The P. roqueforti in the Parc National de la Vanoise is different. It flourishes naturally in centuries-old chalets, contributing to “huge genetic diversity,” according to Ropars, who recently co-authored a study sequencing the fungi’s genome. “It’s in nature—it can recombine.”
The discovery bodes well for the world of blue cheese, “in particular as it pertains to the flavors,” Ropars says. After all, P. roqueforti isn’t just a pretty face. It affects everything, from the inhibition of other fungi or contaminants to the conversion of sugars like maltose and lactose, all of which can impact the color and aroma of the resulting cheese. By crossing strains from different populations, she says, we can “create” new strains with new phenotypes that might be of interest to cheesemakers looking to resurface some of that lost diversity.
“In preserving the biodiversity,” Ropars says, “you’re ensuring, at the end of the day, a diversity in flavors—and the survival of our cheeses.”

An Endangered Bounty
But in the Parc National de la Vanoise, the future isn’t quite as bright as it seems in a lab. The effects of climate change are palpable, with a cold, rainy summer forcing Richard to become “the queen
of the chainsaw” to keep the chalet warm enough for the cheeses to drain. Muller contends that last September, the vegetation looked more typical of October. As a result, he says, “In one week, we lost at least 50 liters [13 gallons] of milk.”
Climate change isn’t the only threat to their livelihoods. Bureaucratic transitions to digital invoices are difficult for cheesemakers who rely on satellite phones as their only connection to the outside world, and pushes to eradicate traditional wooden molds and aging boards in favor of plastic and stainless steel could diminish the presence of the coveted natural flora. Consumer expectations have changed, too, says Muller; some are skeptical of raw milk’s safety, others are wary of the innate variability of the cheese. “People ask for the fat content,” Muller says. “I told them to go to [the supermarket]. It’s written on the packet there.”
But perhaps the biggest threat to the future of France’s rarest cheese is the dwindling workforce. With seven producers just a few years ago, the official number has now fallen to five— and last year, the fifth cheesemaker, Bernard Richard, wasn’t able to manage both hay growing and cheesemaking; as a result, he made no blue at all.

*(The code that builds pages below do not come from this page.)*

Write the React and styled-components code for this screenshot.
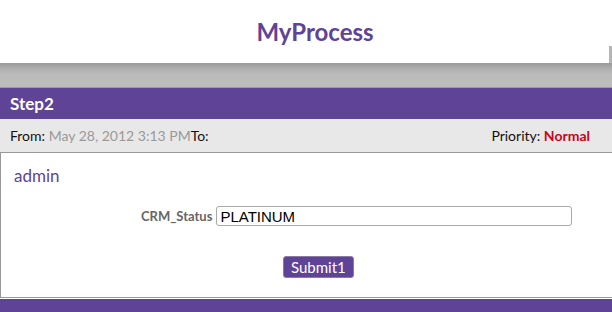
import React from 'react';
import styled, { createGlobalStyle } from 'styled-components';

const GlobalStyle = createGlobalStyle`
  body {
    margin: 0;
    background: #fff;
    font-family: "Trebuchet MS", "Lato", "DejaVu Sans", sans-serif;
  }
`;

const Page = styled.div`
  width: 612px;
  height: 312px;
  overflow: hidden;
  display: flex;
  flex-direction: column;
`;

const Header = styled.div`
  position: relative;
  height: 63px;
  display: flex;
  align-items: center;
  justify-content: center;
  padding-left: 18px;
  box-sizing: border-box;
  background: #fff;

  &::after {
    content: '';
    position: absolute;
    right: 0;
    bottom: 0;
    width: 3px;
    height: 17px;
    background: #b5b5b5;
  }
`;

const Title = styled.h1`
  margin: 0;
  font-size: 24px;
  font-weight: bold;
  color: #5f4397;
`;

const ShadowBand = styled.div`
  height: 24px;
  background: linear-gradient(#999 0%, #b0b0b0 25%, #bcbcbc 50%, #bcbcbc 100%);
  border-bottom: 1px solid #9c9c9c;
`;

const StepBar = styled.div`
  height: 31px;
  background: #5f4397;
  color: #fff;
  font-size: 17px;
  font-weight: bold;
  display: flex;
  align-items: center;
  padding: 0 10px;
`;

const InfoBar = styled.div`
  height: 33px;
  background: #e8e8e8;
  border-bottom: 1px solid #999;
  display: flex;
  align-items: center;
  justify-content: space-between;
  padding: 0 22px 0 10px;
  font-size: 14px;
  color: #111;
`;

const Value = styled.span`
  color: ${p => p.red ? '#d0021b' : '#999'};
  font-weight: ${p => p.red ? 'bold' : 'normal'};
`;

const Body = styled.div`
  flex: 1;
  background: #fff;
  border-left: 1px solid #999;
  border-bottom: 1px solid #999;
  display: flex;
  flex-direction: column;
`;

const User = styled.div`
  color: #5f4397;
  font-size: 17px;
  padding: 12px 0 0 13px;
  height: 23px;
`;

const FieldRow = styled.div`
  display: flex;
  align-items: center;
  margin-top: 18px;
  padding-left: 140px;
`;

const Label = styled.label`
  font-size: 13px;
  font-weight: bold;
  color: #666;
  margin-right: 4px;
`;

const Input = styled.input`
  width: 356px;
  height: 20px;
  box-sizing: border-box;
  border: 1px solid #a9a9a9;
  border-radius: 3px;
  padding: 0 3px;
  font-family: "Liberation Sans", Arial, sans-serif;
  font-size: 15px;
  color: #000;
  outline: none;
`;

const ButtonRow = styled.div`
  display: flex;
  padding-left: 282px;
  margin-top: 30px;
`;

const Button = styled.button`
  height: 22px;
  padding: 0 7px;
  background: #5f4397;
  border: 1px solid #8a7aa8;
  border-radius: 3px;
  color: #fff;
  font-family: inherit;
  font-size: 15px;
`;

const Footer = styled.div`
  height: 13px;
  background: #5f4397;
  border-top: 1px solid #fff;
`;

export default function App() {
  return (
    <Page>
      <GlobalStyle />
      <Header>
        <Title>MyProcess</Title>
      </Header>
      <ShadowBand />
      <StepBar>Step2</StepBar>
      <InfoBar>
        <span>From: <Value>May 28, 2012 3:13 PM</Value>To:</span>
        <span>Priority: <Value red>Normal</Value></span>
      </InfoBar>
      <Body>
        <User>admin</User>
        <FieldRow>
          <Label>CRM_Status</Label>
          <Input defaultValue="PLATINUM" />
        </FieldRow>
        <ButtonRow>
          <Button>Submit1</Button>
        </ButtonRow>
      </Body>
      <Footer />
    </Page>
  );
}
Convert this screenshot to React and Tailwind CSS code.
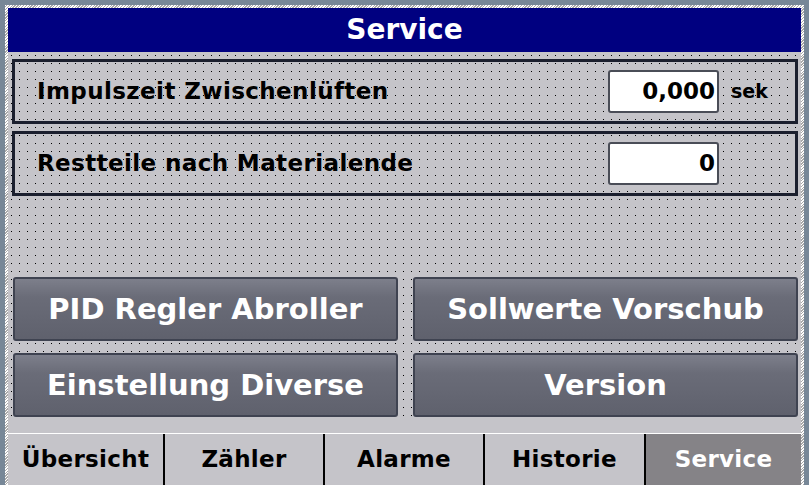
import React from "react";

const dots =
  "bg-[#c5c4c9] bg-[conic-gradient(at_1px_1px,transparent_75%,#000_0)] bg-[length:8px_8px] bg-[position:3px_3px]";

function Field({ label, value, unit }) {
  return (
    <div className="h-[65px] border-[3px] border-[#1b1f2e] flex items-center">
      <div className="ml-[22px] text-[23px] tracking-[0.4px] font-bold text-black flex-1 leading-none">{label}</div>
      <div className="w-[111px] h-[43px] bg-white border-2 border-[#4a4d57] rounded-[3px] flex items-center justify-end pr-[2px] text-[23px] font-bold text-black leading-none">
        {value}
      </div>
      <div className="w-[76px] pl-[12px] text-[19px] font-bold text-black leading-none">{unit}</div>
    </div>
  );
}

function Btn({ children }) {
  return (
    <div className="h-[64px] rounded-[3px] border-2 border-[#3f4351] bg-[linear-gradient(to_bottom,#7d7f8b_0%,#6a6c78_30%,#5f616d_100%)] flex items-center justify-center text-white text-[29px] font-bold leading-none">
      {children}
    </div>
  );
}

function Tab({ children, active, w }) {
  return (
    <div
      className={
        "h-full flex items-center justify-center text-[23px] tracking-[0.3px] font-bold leading-none " +
        (active ? "bg-[#858387] text-white" : "bg-[#c5c4c9] text-black")
      }
      style={{ width: w }}
    >
      {children}
    </div>
  );
}

export default function App() {
  return (
    <div
      className="w-[809px] h-[485px] overflow-hidden bg-[#778797] pt-[5px] px-[5px]"
      style={{ fontFamily: '"DejaVu Sans", "Noto Sans", sans-serif' }}
    >
      <div className="h-[480px] pt-[3px] px-[3px] bg-[repeating-linear-gradient(135deg,#ffffff_0px,#ffffff_1px,#a9a9a9_1px,#a9a9a9_2px)]">
        <div className="h-[477px] flex flex-col bg-[#c5c4c9]">
          <div className="h-[44px] bg-[#000080] flex items-center justify-center text-white text-[28px] font-bold leading-none">
            Service
          </div>
          <div className={"flex-1 flex flex-col pl-[4px] pr-[3px] " + dots}>
            <div className="mt-[7px] flex flex-col gap-[7px]">
              <Field label="Impulszeit Zwischenlüften" value="0,000" unit="sek" />
              <Field label="Restteile nach Materialende" value="0" unit="" />
            </div>
            <div className="mt-[81px] pl-[1px] grid grid-cols-2 gap-x-[15px] gap-y-[12px]">
              <Btn>PID Regler Abroller</Btn>
              <Btn>Sollwerte Vorschub</Btn>
              <Btn>Einstellung Diverse</Btn>
              <Btn>Version</Btn>
            </div>
          </div>
          <div className="h-[1px] mt-[13px] bg-white" />
          <div className="h-[51px] flex">
            <Tab w={155}>Übersicht</Tab>
            <div className="w-[2px] bg-black" />
            <Tab w={158}>Zähler</Tab>
            <div className="w-[2px] bg-black" />
            <Tab w={158}>Alarme</Tab>
            <div className="w-[2px] bg-black" />
            <Tab w={159}>Historie</Tab>
            <div className="w-[2px] bg-black" />
            <Tab w={155} active>Service</Tab>
          </div>
        </div>
      </div>
    </div>
  );
}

Sixty-five-year-old Catherine Richard says the short nights and backbreaking work are beginning to take a toll. “There are days when I’m at work and I say to myself, ‘This isn’t possible. I’m going
to fall asleep on the tractor.’” She’d welcome even one day off a week, but she says hired help is often unreliable or unsatisfactory. Richard has no children, but even if she did, there’s no guarantee they’d be willing to pick up the reins.
Muller feels similarly. “Who would want to do a job where you need to get up every day, 365 days a year? Where there’s no vacation,” he muses. “Who’d want to get themselves into a thing like that?”
For now, they continue. But if something doesn’t change, this newfound biodiversity may be lost forever. “I’ve spent every summer of my life here,” says Catherine. “But I’m not sure how much longer I’ll last.”